The referendum vote on Sunday, Oct. 1, in Catalonia was expected by some international observers to be the first phase in the process of establishing full independence for Spain’s wealthy autonomous northeastern region.
Instead, it turned out to be a brutal and bloody confrontation between the central government and the 7.5 million citizens of Barcelona, Girona, Lleida and Tarragona (the four Spanish provinces that make up the region).
Depending on the sources you consult, somewhere between 500 and 850 people (including 12 police officers) were seriously injured as national government forces in riot gear tried to disrupt the polling process.
The optics for the Spanish government were terrible, and the use of police force to try to squelch the Catalans’ deep-rooted secessionist movement only made the international community more sympathetic to their cause.
This was not the first time the Catalans took to the ballot boxes to try to gain independence from Spain.
Three years ago, the region held a nonbinding vote, with a resounding 80 percent of participants favoring an independent Catalan state.
But, just like this time around, Madrid rejected the proposal of the November 2014 plebiscite as unconstitutional, insisting that any referendum that involved separation from the state was “illegal and illegitimate.”
And it is precisely Spain’s intransience on the topic of Catalan independence that is at the core of what has become Europe’s most crucial territorial crisis of this decade.
Despite repeated prodding from the European Union and other international brokers, Madrid stubbornly refuses to even enter into dialogue with the Catalans.
Rather than trying to find a viable solution to the growing discontent of the Catalans, the Mariano Rajoy administration continues to impose restrictive limitations on the right of the people of the region to determine their own political fate.
Tensions only increased late last month when the Spanish government threatened to arrest 700 regional mayors and close Catalan websites that were endorsing the referendum.
In order to understand the entrenched sentiment of the Catalan people, you have to go back in history.
The Catalan people have never felt a part of Spain, and have a distinct culture and language.
As far back as the 12th century, Catalonia was perceived as a separate kingdom, with its own traditions and history.
But in the 16th century, its leaders made a pact to Spain to join in a political union.
The majority of Catalans felt that that contract was a betrayal and did not identify themselves as Spaniards.
During the repressive 36-year regime of Francisco Franco, the Catalans were treated as second-class citizens and forced to assimilate against their will into Spanish society.
Symbols of Catalan identity and the use of the Catalan language were forbidden, and parents were forced to give their children Spanish names.
All of this contributed to a renaissance of Catalan culture after the fall of Franco in 1975.
In order to appease the growing resentment against Madrid, the central government finally began to offer the region some degree of conditional autonomy.

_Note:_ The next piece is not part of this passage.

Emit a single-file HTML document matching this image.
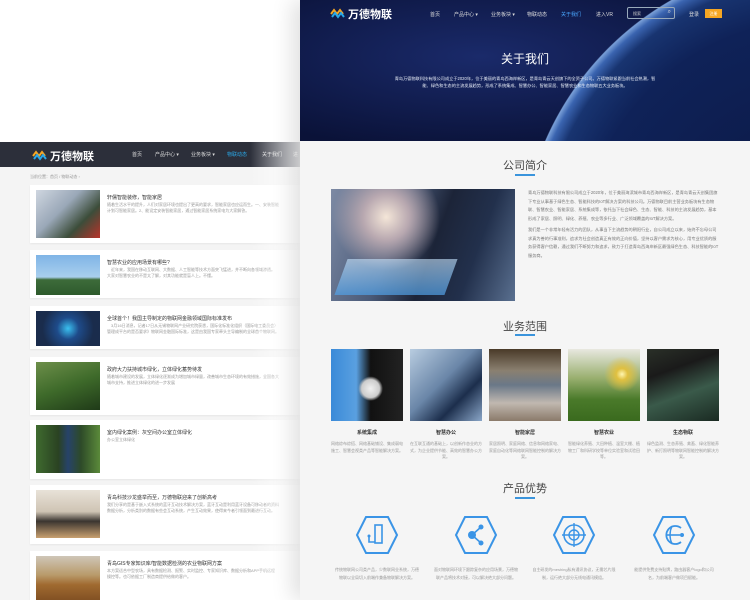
<!DOCTYPE html>
<html><head><meta charset="utf-8"><style>
*{margin:0;padding:0;box-sizing:border-box}
body{width:750px;height:600px;overflow:hidden;background:#fff;font-family:"Liberation Sans","Noto Sans CJK SC",sans-serif;position:relative}
.abs{position:absolute}
#left{left:0;top:142px;width:300px;height:458px;background:#f4f4f4;overflow:hidden}
#lnav{left:0;top:0;width:300px;height:25px;background:#2c2f3a}
.logo{display:flex;align-items:center;gap:2px}
.logo b{font-size:11px;color:#fff;font-weight:bold;letter-spacing:0}
.navi{font-size:5px;color:#ddd;top:9px}
.card{left:30px;width:280px;background:#fff;box-shadow:0 1px 2px rgba(0,0,0,.06)}
.card .img{position:absolute;left:6px;top:5px;width:64px;height:48px}
.card .t{position:absolute;left:77px;top:9px;font-size:5px;color:#333;white-space:nowrap}
.card .d{position:absolute;left:77px;top:17px;font-size:4px;color:#999;line-height:6px;width:200px;white-space:nowrap;overflow:hidden}
#fade{left:250px;top:142px;width:50px;height:458px;background:linear-gradient(90deg,rgba(255,255,255,0),rgba(255,255,255,.85))}
#right{left:300px;top:0;width:450px;height:600px;background:#f5f5f5;box-shadow:-8px 0 20px rgba(0,0,0,.12)}
#hero{left:0;top:0;width:450px;height:141px;overflow:hidden;background:radial-gradient(ellipse at 40% 40%,#1a2a6a,#0a1238 80%)}
#planet{left:220px;top:-40px;width:600px;height:600px;border-radius:50%;background:radial-gradient(circle 300px at 300px 300px,#0a1640 0,#0f2258 240px,#183470 280px,#3a64b0 293px,#7aa0d8 299px,rgba(90,134,200,0) 300px)}
.h2{position:absolute;left:0;width:450px;text-align:center;font-size:11px;color:#444}
.ul{position:absolute;left:215px;width:20px;height:2px;background:#3a94dc}
.p{font-size:4.2px;color:#777;line-height:8.5px}
.tile{position:absolute;top:349px;width:72px;height:72px}
.tt{position:absolute;top:429px;width:72px;text-align:center;font-size:5px;color:#333;font-weight:bold}
.td{position:absolute;top:441px;width:72px;text-align:center;font-size:4px;color:#999;line-height:6.5px}
.hx{position:absolute;top:515px;width:44px;height:40px}
.hd{position:absolute;top:566px;width:86px;text-align:center;font-size:4px;color:#999;line-height:7.5px}
</style></head><body>

<div id="left" class="abs">
 <div id="lnav" class="abs">
  <div class="abs logo" style="left:32px;top:6px">
   <svg width="16" height="12" viewBox="0 0 16 12"><path d="M1 6 L4 2 L7 6 L10 2 L13 6" stroke="#f5a623" stroke-width="2" fill="none"/><path d="M2 9 L5 5 L8 9 L11 5 L14 9" stroke="#2aa8e8" stroke-width="2" fill="none"/></svg>
   <b>万德物联</b>
  </div>
  <span class="abs navi" style="left:132px">首页</span>
  <span class="abs navi" style="left:155px">产品中心 ▾</span>
  <span class="abs navi" style="left:191px">业务板块 ▾</span>
  <span class="abs navi" style="left:227px;color:#2aa8e8">物联动态</span>
  <span class="abs navi" style="left:262px">关于我们</span>
  <span class="abs navi" style="left:293px">进</span>
 </div>
 <div class="abs" style="left:30px;top:32px;font-size:4px;color:#999">当前位置：首页 / 物联动态 ›</div>
 <div class="abs card" style="top:43px;height:58px"><div class="img" style="background:linear-gradient(135deg,#cfd6e0,#9aa8b8 40%,#3c4d3a 70%,#b8332a)"></div><div class="t">轩儒智能装修，智能家居</div><div class="d">随着生活水平的提升，人们对家居环境也提出了更高的要求，智能家居也应运而生。一、安装智能<br>计划可智能家居。2、能设定安装智能家居，通过智能家居系统家电为大家解答。</div></div>
 <div class="abs card" style="top:108px;height:48px"><div class="img" style="height:40px;background:linear-gradient(180deg,#7fb4e6,#a9cfee 55%,#3d6b3a 62%,#2e5a2c)"></div><div class="t">智慧农业的应用场景有哪些?</div><div class="d">　近年来，我国在移动互联网、大数据、人工智能等技术方面突飞猛进，并不断向各领域渗透。<br>大家对智慧农业的不是太了解，对其功能就是盲人上。不懂。</div></div>
 <div class="abs card" style="top:164px;height:43px"><div class="img" style="height:35px;background:radial-gradient(circle at 50% 50%,#3ac0f0 0,#1e4b8a 30%,#1a2c4c 70%)"></div><div class="t">全球首个！我国主导制定的物联网金融领域国际标准发布</div><div class="d">　3月16日消息，记者17日从无锡物联网产业研究院获悉，国际化标准化组织（国际电工委员会）<br>管理成平台的是否要求》物联网金融国际标准，这是由我国专家牵头主导编制的全球首个物联网。</div></div>
 <div class="abs card" style="top:215px;height:58px"><div class="img" style="background:linear-gradient(160deg,#6d8f4a,#3e6a2a 50%,#1f3a18)"></div><div class="t">政府大力扶持城市绿化，立体绿化蓄势待发</div><div class="d">随着城市建设的发展，立体绿化逐渐成为增加城市绿量，改善城市生态环境的有效措施，全国各大<br>城市支持，推进立体绿化的进一步发展</div></div>
 <div class="abs card" style="top:278px;height:59px"><div class="img" style="background:linear-gradient(90deg,#3f6b2f,#2a4222 35%,#27436a 50%,#2d4a28 70%,#5b8a3a)"></div><div class="t">室内绿化案例：灰空间办公室立体绿化</div><div class="d">办公室立体绿化</div></div>
 <div class="abs card" style="top:343px;height:59px"><div class="img" style="background:linear-gradient(180deg,#e8e2d8,#cfc4b4 45%,#3a3530 65%,#c8a070)"></div><div class="t">青岛科技沙龙盛举而至，万德物联迎来了创新高考</div><div class="d">我们分享的是基于嵌入式系统的蓝牙互动技术解决方案，蓝牙互动是利用蓝牙设备可移动者的资料<br>数据分析，分析类别的数据有些会互动系统，产生互动效果，使得来今者引领面到最进行互动。</div></div>
 <div class="abs card" style="top:409px;height:55px"><div class="img" style="background:linear-gradient(180deg,#cfc6b8,#b89a6a 40%,#a06a30 60%,#7a4a20)"></div><div class="t">青岛GIS专家知识库/智能数据检测的农业物联网方案</div><div class="d">本方案适合中型农场，具有数据检测、报警、实时监控、专家知识库、数据分析和APP手机远程<br>操控等。也可依据工厂制造商提供给做的客户。</div></div>
</div>
<div id="fade" class="abs"></div>

<div id="right" class="abs">
 <div id="hero" class="abs">
  <div id="planet" class="abs"></div>
  <div class="abs logo" style="left:30px;top:6px">
   <svg width="16" height="12" viewBox="0 0 16 12"><path d="M1 6 L4 2 L7 6 L10 2 L13 6" stroke="#f5a623" stroke-width="2" fill="none"/><path d="M2 9 L5 5 L8 9 L11 5 L14 9" stroke="#2aa8e8" stroke-width="2" fill="none"/></svg>
   <b>万德物联</b>
  </div>
  <span class="abs navi" style="left:130px;top:11px">首页</span>
  <span class="abs navi" style="left:154px;top:11px">产品中心 ▾</span>
  <span class="abs navi" style="left:191px;top:11px">业务板块 ▾</span>
  <span class="abs navi" style="left:227px;top:11px">物联动态</span>
  <span class="abs navi" style="left:261px;top:11px;color:#4aa8ff">关于我们</span>
  <span class="abs navi" style="left:296px;top:11px">进入VR</span>
  <div class="abs" style="left:327px;top:7px;width:48px;height:12px;border:1px solid #9ab;border-radius:2px"><span class="abs" style="left:5px;top:3px;font-size:4px;color:#ccc">搜索</span><span class="abs" style="right:3px;top:1px;font-size:6px;color:#ddd">⌕</span></div>
  <span class="abs navi" style="left:389px;top:11px">登录</span>
  <div class="abs" style="left:405px;top:9px;width:17px;height:9px;background:#f5a623;font-size:4px;color:#fff;text-align:center;line-height:9px">注册</div>
  <div class="abs" style="left:0;top:50px;width:450px;text-align:center;font-size:12px;color:#fff">关于我们</div>
  <div class="abs" style="left:92px;top:75px;width:266px;text-align:center;font-size:4.2px;color:#e8eef8;line-height:7px">青岛万德物联科技有限公司成立于2020年，位于美丽的青岛西海岸新区，是青岛青云天创旗下的全资子公司。万德物联紧跟当前社会热潮，智能、绿色和生态的主流发展趋势，形成了系统集成、智慧办公、智能家居、智慧农业和生态物联五大业务板块。</div>
 </div>

 <div class="h2" style="top:157px">公司简介</div><div class="ul" style="top:174px"></div>
 <div class="abs" style="left:31px;top:189px;width:184px;height:112px;background:radial-gradient(circle at 30% 25%,#f4e6d8 0,#b8a8b0 15%,transparent 35%),linear-gradient(110deg,#7d8aa4 0%,#4a5a78 35%,#1c2438 55%,#22304c 75%,#5a7090 100%)"><div class="abs" style="left:10px;top:70px;width:110px;height:36px;background:linear-gradient(180deg,rgba(200,230,255,.6),rgba(80,160,230,.7));transform:skewX(-20deg)"></div></div>
 <div class="abs p" style="left:228px;top:189px;width:192px">青岛万德物联科技有限公司成立于2020年，位于美丽海滨城市青岛西海岸新区，是青岛青云天创集团旗下专业从事基于绿色生态、智能科技的IoT解决方案的科技公司。万德物联目前主营业务板块有生态物联、智慧农业、智能家居、系统集成等，依托当下社会绿色、生态、智能、科技的主流发展趋势，基本形成了家居、照明、绿化、养殖、农业等多行业、广泛领域覆盖的IoT解决方案。<div style="height:3px"></div>我们是一个非常年轻有活力的团队，从事当下主流趋势的朝阳行业，自公司成立以来，始终不忘母公司求真为善的行事准则，追求为社会创造真正有效的正向价值，坚持以客户需求为核心，用专业优质的服务获得客户信赖，通过我们不断努力和追求，致力于打造青岛西海岸新区最强绿色生态、科技智能的IoT服务商。</div>

 <div class="h2" style="top:318px">业务范围</div><div class="ul" style="top:334px"></div>
 <div class="tile" style="left:31px;background:radial-gradient(circle at 55% 55%,#f0f0f0 0,#ccc 16%,transparent 22%),linear-gradient(90deg,#3a8ad8 0,#5aa0e0 35%,#111 55%,#222 100%)"></div>
 <div class="tile" style="left:110px;background:linear-gradient(135deg,#b8cce0,#6a86a8 45%,#1c2e4c 70%,#8aa6c8)"></div>
 <div class="tile" style="left:189px;background:linear-gradient(180deg,#4a3a28,#8a8070 30%,#6a7888 50%,#c0b8b0 75%,#8a7a6a)"></div>
 <div class="tile" style="left:268px;background:radial-gradient(circle at 75% 35%,#fff6b0 0,#e0c040 8%,transparent 25%),linear-gradient(180deg,#e8e8e0,#9ab070 40%,#4a7a2a 70%,#3a6a1e)"></div>
 <div class="tile" style="left:347px;background:linear-gradient(160deg,#2a3028,#1a1a1a 30%,#3a5a4a 60%,#1a2a22)"></div>
 <div class="tt" style="left:31px">系统集成</div><div class="td" style="left:31px">网络综布综搭、网络基础铺设、集成弱电施工、智慧会视类产品等智能解决方案。</div>
 <div class="tt" style="left:110px">智慧办公</div><div class="td" style="left:110px">在互联互通的基础上，以创新作态业的方式，为企业提供节能、高效的智慧办公方案。</div>
 <div class="tt" style="left:189px">智能家居</div><div class="td" style="left:189px">家居照明、家庭网络、信息和网络家电、家庭自动化等网络联网智能控制的解决方案。</div>
 <div class="tt" style="left:268px">智慧农业</div><div class="td" style="left:268px">智能绿化养殖、大田种植、温室大棚、植物工厂和科研学校等单位实验室和试验田等。</div>
 <div class="tt" style="left:347px">生态物联</div><div class="td" style="left:347px">绿色监测、生态养殖、禽畜、绿化智能养护、新打照明等物联网智能控制的解决方案。</div>

 <div class="h2" style="top:480px">产品优势</div><div class="ul" style="top:497px"></div>
 <svg class="hx" style="left:55px" viewBox="0 0 44 40"><polygon points="11,2 33,2 42,20 33,38 11,38 2,20" fill="none" stroke="#3a94e6" stroke-width="2"/><rect x="20" y="10" width="7" height="18" fill="none" stroke="#3a94e6" stroke-width="1.6"/><path d="M14 22 v5 h6" fill="none" stroke="#3a94e6" stroke-width="1.6"/><circle cx="14" cy="21" r="1.5" fill="#3a94e6"/></svg>
 <svg class="hx" style="left:154px" viewBox="0 0 44 40"><polygon points="11,2 33,2 42,20 33,38 11,38 2,20" fill="none" stroke="#3a94e6" stroke-width="2"/><circle cx="18" cy="20" r="4" fill="#3a94e6"/><circle cx="27" cy="12" r="2.5" fill="#3a94e6"/><circle cx="27" cy="28" r="2.5" fill="#3a94e6"/><path d="M18 20 L27 12 M18 20 L27 28" stroke="#3a94e6" stroke-width="1.6"/></svg>
 <svg class="hx" style="left:252px" viewBox="0 0 44 40"><polygon points="11,2 33,2 42,20 33,38 11,38 2,20" fill="none" stroke="#3a94e6" stroke-width="2"/><circle cx="22" cy="20" r="10" fill="none" stroke="#3a94e6" stroke-width="1.6"/><circle cx="22" cy="20" r="5" fill="none" stroke="#3a94e6" stroke-width="1.4"/><path d="M10 20 h24 M22 8 v24" stroke="#3a94e6" stroke-width="1.4"/></svg>
 <svg class="hx" style="left:352px" viewBox="0 0 44 40"><polygon points="11,2 33,2 42,20 33,38 11,38 2,20" fill="none" stroke="#3a94e6" stroke-width="2"/><path d="M29 13 A9 9 0 1 0 29 27" fill="none" stroke="#3a94e6" stroke-width="1.8"/><path d="M14 20 h14" stroke="#3a94e6" stroke-width="1.6"/><path d="M20 11 q-4 9 0 18" fill="none" stroke="#3a94e6" stroke-width="1.4"/><circle cx="30" cy="20" r="2" fill="#3a94e6"/></svg>
 <div class="hd" style="left:34px">传统物联网公司类产品，少数联网业系统，万德物联以全局切入前端作兼备物联解决方案。</div>
 <div class="hd" style="left:133px">面对物联网环境下跟踪复杂的应用场景，万德物联产品将技术对接，可以解决绝大部分问题。</div>
 <div class="hd" style="left:231px">自主研发的meshing私有通讯协议，无需芯片限制，运行绝大部分无线电通讯模组。</div>
 <div class="hd" style="left:331px">能提供免费支持贴牌，路由器客户logo和公司名，为前端客户做项目赋能。</div>
</div>
</body></html>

In 1979, a new Statute of Autonomy of Catalonia was issued, restoring the Catalan parliament, a step many Catalans saw as a first step toward full independence.
As one of Spain’s 17 autonomous communities, Catalonia maintains its own police force and powers over affairs such as education and public health.
But in 2010, the Spanish courts ruled that the Catalan appeal for full independence had no legal basis and social and political divisions came to a loggerhead.
Not all Catalans want to separate from Spain, but the majority clearly do.
Sunday’s bloodstained referendum is now a battle cry for an even more intense confrontation, and Madrid has painted itself as the villain in the scenario.
Unless Madrid budges, the Catalan struggle will become an even bigger international cause célèbre that will fester and deteriorate Spain’s global image and multilateral relations.
Catalonia accounts for 15 percent of Spain’s total population, and 20 percent of its GDP.
Madrid understandably feels it needs to prevent the cession of Catalonia in order to keep its territorial integrity and financial solvency.
But the cost of maintaining a people repressed may end up being too high a price to pay for Spain as the international community takes sides with the Catalans.